3) Light, loose-fitting clothing helps expose more skin to air flow to help the body cool itself and light-colored clothing attracts less heat than dark colors. Use fewer layers and expose more skin to promote evaporation of normal sweat.

4) Schedule days to be indoors at the height of the heat, move appointments and physical exertions to cooler periods of the day.

5) Avoid direct sun exposure, use umbrellas, shades and wide brimmed hats.

6) Air flow! Use a fan in a well-ventilated area (it doesn’t help to simply blow hot air around a closed room), open windows on the shaded side of the house. Draw the curtains and blinds on the sunny side of the house, but do not obstruct air flow.

7) Central air conditioning is just great.

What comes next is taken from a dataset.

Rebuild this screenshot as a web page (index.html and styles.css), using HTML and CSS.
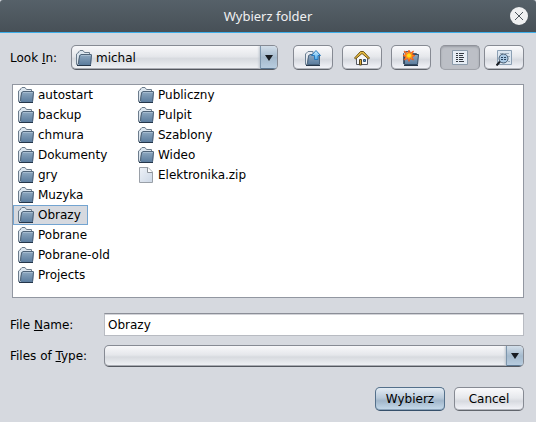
FILE: index.html
```html
<!DOCTYPE html>
<html lang="pl">
<head>
<meta charset="utf-8">
<title>Wybierz folder</title>
<link rel="stylesheet" href="styles.css">
</head>
<body>
<svg class="defs" width="0" height="0" aria-hidden="true">
  <defs>
    <linearGradient id="front" x1="0" y1="0" x2="0" y2="1">
      <stop offset="0" stop-color="#8fa9c1"/><stop offset="1" stop-color="#5b7c9d"/>
    </linearGradient>
    <linearGradient id="paper" x1="0" y1="0" x2="1" y2="1">
      <stop offset="0" stop-color="#eef2f8"/><stop offset="1" stop-color="#ccd7e5"/>
    </linearGradient>
    <linearGradient id="arrow" x1="0" y1="0" x2="0" y2="1">
      <stop offset="0" stop-color="#d4f1ff"/><stop offset="1" stop-color="#45a8ee"/>
    </linearGradient>
    <symbol id="folder" viewBox="0 0 16 16">
      <path d="M.5 14.500V4L3 2V1.500L4 .500H7L8.500 2.500H13.500V5H4L2 14.500Z" fill="#dbe5ee" stroke="#6c7c8c"/>
      <path d="M4 4.500H16L15 15H2.500Z" fill="url(#front)"/>
      <path d="M2.500 14 3.500 6 5 4.500H15.500" fill="none" stroke="#4f6479"/>
      <path d="M5 5.500H15" stroke="#a5bbcf"/>
      <path d="M15.500 5 14.500 14.500" stroke="#4c6178"/>
      <path d="M1 15.500H15" stroke="#24364a"/>
    </symbol>
    <symbol id="file" viewBox="0 0 16 16">
      <path d="M1.500 .500H10L14.500 5V15.500H1.500Z" fill="url(#paper)" stroke="#9aa0a8"/>
      <path d="M9.500 .500V5.500H14.500" fill="#fff" stroke="#8c9299"/>
    </symbol>
  </defs>
</svg>
<header class="titlebar">
  <h1 class="title">Wybierz folder</h1>
  <button class="close" type="button" aria-label="Zamknij">
    <svg width="18" height="18" viewBox="0 0 18 18"><circle cx="9" cy="9" r="9" fill="#eff0f1"/><path d="M5 5 13 13M13 5 5 13" stroke="#4d565d"/></svg>
  </button>
</header>
<main class="dialog">
  <div class="lookup">
    <label for="look">Look <u>I</u>n:</label>
    <div class="combo with-icon">
      <select id="look"><option>michal</option></select>
      <svg class="icon combo-icon" aria-hidden="true"><use href="#folder"/></svg>
      <span class="drop" aria-hidden="true"></span>
    </div>
    <div class="tools">
      <button class="button tool" type="button" aria-label="Up One Level">
        <svg class="icon" viewBox="0 0 16 16">
          <path d="M.5 14.500V4L3 1.500H8V5H4L2 14.500Z" fill="#e6eaf0" stroke="#6b7f92"/>
          <path d="M2.500 14.500 3.500 6 5 4.500H14.500V14.500Z" fill="url(#front)" stroke="#4c6680"/>
          <path d="M1 15.500H15" stroke="#24364a"/>
          <path d="M11 .500 15.500 5.500H13V9.500H9.500V5.500H6.500Z" fill="url(#arrow)" stroke="#2878bb"/>
        </svg>
      </button>
      <button class="button tool" type="button" aria-label="Home">
        <svg class="icon" viewBox="0 0 16 16">
          <path d="M2.500 8V14.500H13.500V8L8 2Z" fill="#f7f7fa" stroke="#535761"/>
          <path d="M.5 8 6.500 1.500H9.500L15.500 8 14.500 9 8 3.500 1.500 9Z" fill="#e8bc42" stroke="#705719"/>
          <path d="M5.500 15V9.500H7.500V15Z" fill="#d5a535" stroke="#54451e"/>
          <path d="M9.500 9.500H11.500V11.500H9.500Z" fill="#4f91cb" stroke="#355474"/>
        </svg>
      </button>
      <button class="button tool" type="button" aria-label="Create New Folder">
        <svg class="icon" viewBox="0 0 16 16">
          <path d="M.5 14V3.500L3 1.500H7L9 3.500H13.500V6" fill="#d8e2ec" stroke="#4c6075"/>
          <path d="M1.500 6.500 4 4.500H15.500L14.500 14.500H1.500Z" fill="url(#front)" stroke="#344b63"/>
          <path d="M1 15.500H15" stroke="#24364a"/>
          <path d="M6 0 7.200 3.200 10.500 1 9 4.500 12 5.500 9 7 10.500 10 7.200 8.500 6 11.500 4.800 8.500 1 10 3 7 0 5.500 3 4.500 1 1 4.800 3.200Z" fill="#ff9b17" stroke="#f2541b" stroke-width=".8"/>
          <circle cx="6" cy="5.500" r="2" fill="#ffe21c"/>
        </svg>
      </button>
      <button class="button tool pressed" type="button" aria-label="List" aria-pressed="true">
        <svg class="icon" viewBox="0 0 16 16">
          <path d="M.5 .500H15.500V14.500H.500Z" fill="#e6edf5" stroke="#8b9bab"/>
          <path d="M4 3.500H6M7 3.500H12M4 5.500H6M7 5.500H11M4 7.500H6M7 7.500H12M4 9.500H6M7 9.500H11M4 11.500H6M7 11.500H12" stroke="#343a42"/>
        </svg>
      </button>
      <button class="button tool last" type="button" aria-label="Details" aria-pressed="false">
        <svg class="icon" viewBox="0 0 16 16">
          <path d="M1.500 .500H15.500V14.500H1.500Z" fill="#dce6f0" stroke="#8b9fb3"/>
          <path d="M4 3.500H7M9 3.500H13M12 6.500H14M12 11.500H14" stroke="#9badbe"/>
          <path d="M4 11.500.500 15.500" stroke="#171c22" stroke-width="2"/>
          <circle cx="7.500" cy="8.500" r="4.500" fill="#abc9e4" stroke="#42566b"/>
          <path d="M5 7.500H7M8 7.500H10M5 9.500H7M8 9.500H10" stroke="#284460"/>
        </svg>
      </button>
    </div>
  </div>
  <ul class="files" role="listbox" aria-label="Files">
    <li role="option"><svg class="icon"><use href="#folder"/></svg>autostart</li>
    <li role="option"><svg class="icon"><use href="#folder"/></svg>backup</li>
    <li role="option"><svg class="icon"><use href="#folder"/></svg>chmura</li>
    <li role="option"><svg class="icon"><use href="#folder"/></svg>Dokumenty</li>
    <li role="option"><svg class="icon"><use href="#folder"/></svg>gry</li>
    <li role="option"><svg class="icon"><use href="#folder"/></svg>Muzyka</li>
    <li role="option" class="selected" aria-selected="true"><svg class="icon"><use href="#folder"/></svg>Obrazy</li>
    <li role="option"><svg class="icon"><use href="#folder"/></svg>Pobrane</li>
    <li role="option"><svg class="icon"><use href="#folder"/></svg>Pobrane-old</li>
    <li role="option"><svg class="icon"><use href="#folder"/></svg>Projects</li>
    <li role="option"><svg class="icon"><use href="#folder"/></svg>Publiczny</li>
    <li role="option"><svg class="icon"><use href="#folder"/></svg>Pulpit</li>
    <li role="option"><svg class="icon"><use href="#folder"/></svg>Szablony</li>
    <li role="option"><svg class="icon"><use href="#folder"/></svg>Wideo</li>
    <li role="option"><svg class="icon"><use href="#file"/></svg>Elektronika.zip</li>
  </ul>
  <div class="fields">
    <label for="name">File <u>N</u>ame:</label>
    <input id="name" class="text" type="text" value="Obrazy">
    <label for="type">Files of <u>T</u>ype:</label>
    <div class="combo short">
      <select id="type"><option></option></select>
      <span class="drop" aria-hidden="true"></span>
    </div>
  </div>
  <div class="actions">
    <button class="button action primary" type="button">Wybierz</button>
    <button class="button action" type="button">Cancel</button>
  </div>
</main>
</body>
</html>
```
FILE: styles.css
```css
* { box-sizing: border-box; }

body {
  margin: 0;
  min-height: 100vh;
  display: flex;
  flex-direction: column;
  background: #d6d9df;
  color: #000;
  font: 12px/16px "DejaVu Sans", sans-serif;
}

button, input, select { font: inherit; color: inherit; margin: 0; }

.defs { position: absolute; }

.titlebar {
  display: grid;
  grid-template-columns: 1fr auto 1fr;
  align-items: center;
  height: 33px;
  padding: 0 8px;
  background: linear-gradient(#566169, #475057);
  border-bottom: 1px solid #3daee9;
  border-radius: 3px 3px 0 0;
}

.title {
  grid-column: 2;
  margin: 0;
  color: #eff0f1;
  font: 13px/18px "Noto Sans", sans-serif;
}

.close {
  justify-self: end;
  display: flex;
  padding: 0;
  border: 0;
  background: none;
}

.dialog {
  flex: 1;
  display: flex;
  flex-direction: column;
  padding: 12px 12px 11px;
}

.lookup { display: flex; align-items: center; margin-left: -2px; }
.lookup label { width: 61px; }

.icon { display: block; flex: none; width: 16px; height: 16px; }

.combo {
  flex: 1;
  display: grid;
  grid-template-columns: 1fr 17px;
  height: 25px;
  border: 1px solid #868a93;
  border-bottom-color: #54585f;
  border-radius: 5px;
  overflow: hidden;
  background: linear-gradient(#f8f8fa, #e5e7eb 45%, #d7dadf 55%, #f1f3f6);
  box-shadow: inset 0 -1px #a9acb3;
}
.combo.short { height: 22px; }

.combo select {
  grid-area: 1 / 1 / 2 / 3;
  width: 100%;
  padding: 0 22px 0 4px;
  border: 0;
  background: none;
  appearance: none;
  outline: 0;
}
.with-icon select { padding-left: 24px; }

.combo-icon {
  grid-area: 1 / 1;
  align-self: center;
  margin-left: 4px;
  pointer-events: none;
}

.drop {
  grid-area: 1 / 2;
  display: flex;
  align-items: center;
  justify-content: center;
  border-left: 1px solid #7d96ad;
  background: linear-gradient(#d3dfea, #a5bacd 50%, #b9cee1);
  box-shadow: -1px 0 2px #bcc3cc, inset 0 -1px #5e7892;
  pointer-events: none;
}
.drop::after {
  content: "";
  border: 4px solid transparent;
  border-top: 6px solid #181c22;
  border-bottom: 0;
}

.tools { display: flex; gap: 9px; margin-left: 15px; }

.button {
  display: flex;
  align-items: center;
  justify-content: center;
  height: 25px;
  padding: 0;
  border: 1px solid #868a93;
  border-bottom-color: #61656c;
  border-radius: 5px;
  background: linear-gradient(#fafafc, #e6e8ec 45%, #d7dae0 60%, #f5f6fb);
  box-shadow: inset 0 -1px #b4b7be;
}

.tool { width: 40px; }
.tool.last { margin-left: -5px; }
.pressed {
  border-color: #8f929a;
  border-bottom-color: #a0a3aa;
  background: #bcbfc6;
  box-shadow: inset 0 1px 2px #9a9da4;
}

.files {
  flex: 1;
  display: grid;
  grid-template-rows: repeat(10, 20px);
  grid-auto-flow: column;
  grid-auto-columns: 120px;
  justify-items: start;
  min-height: 214px;
  margin: 14px 0 15px;
  padding: 0;
  list-style: none;
  background: #fff;
  border: 1px solid #9297a1;
}
.files li {
  display: flex;
  align-items: center;
  gap: 4px;
  padding: 0 6px 0 4px;
  border: 1px solid transparent;
  white-space: nowrap;
}
.files .selected { background: #d6d9df; border-color: #73a4d1; }

.fields {
  display: grid;
  grid-template-columns: 94px 1fr;
  align-items: center;
  row-gap: 9px;
  margin-left: -2px;
}

.text {
  width: 100%;
  height: 23px;
  padding: 0 3px;
  border: 1px solid #b8bbc2;
  border-top-color: #8b8e97;
  border-radius: 0;
  outline: 0;
  background: #fff;
  box-shadow: inset 0 1px #d2d3d8;
}

.actions {
  display: flex;
  justify-content: flex-end;
  gap: 9px;
  margin-top: 20px;
}
.action { width: 70px; height: 24px; }
.primary {
  border-color: #54708b;
  border-bottom-color: #36506a;
  background: linear-gradient(#e4ecf4, #b9cada 45%, #a1b6ca 58%, #c7dced);
  box-shadow: inset 0 -1px #8ba3ba;
}
```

To cut the costs of operation, install one of the new quiet-running window models for night time operation or in the room where most of the day is spent.

8) “Kiddie pools” and even just dishpans of cool water are great for cooling off hot feet. Keep a clean, not used for any other fluid, spray bottle of water in the fridge and use it frequently to mist your face and neck. Damp cloths can be frozen in the freezer and laid across the back of the neck. Popsicles are an easy way to get more fluids on board. Fill an ice tray with your favorite juice. Take more frequent showers or tub baths – tepid water works best to cool you off.

9) Switch to easy meal preparation that doesn’t involve the cooking oven. Lighten food consumption slightly by avoiding full heavy meals. Increase fruits, salads and soups to increase water intake.

10) Cut down on electric light usage.

11) Don’t use salt tablets unless they’re prescribed by a doctor.

12) No one should remain in an automobile with the windows up during summer months unless air conditioning is running.

13) Check out resources in the area – local Area Agencies on Aging and senior centers often have cooling and misting centers, local groups give out fans, there are friendly visitor programs that will help unstick windows and find stored away looser clothing, there may even be energy assistance available for additional electricity costs.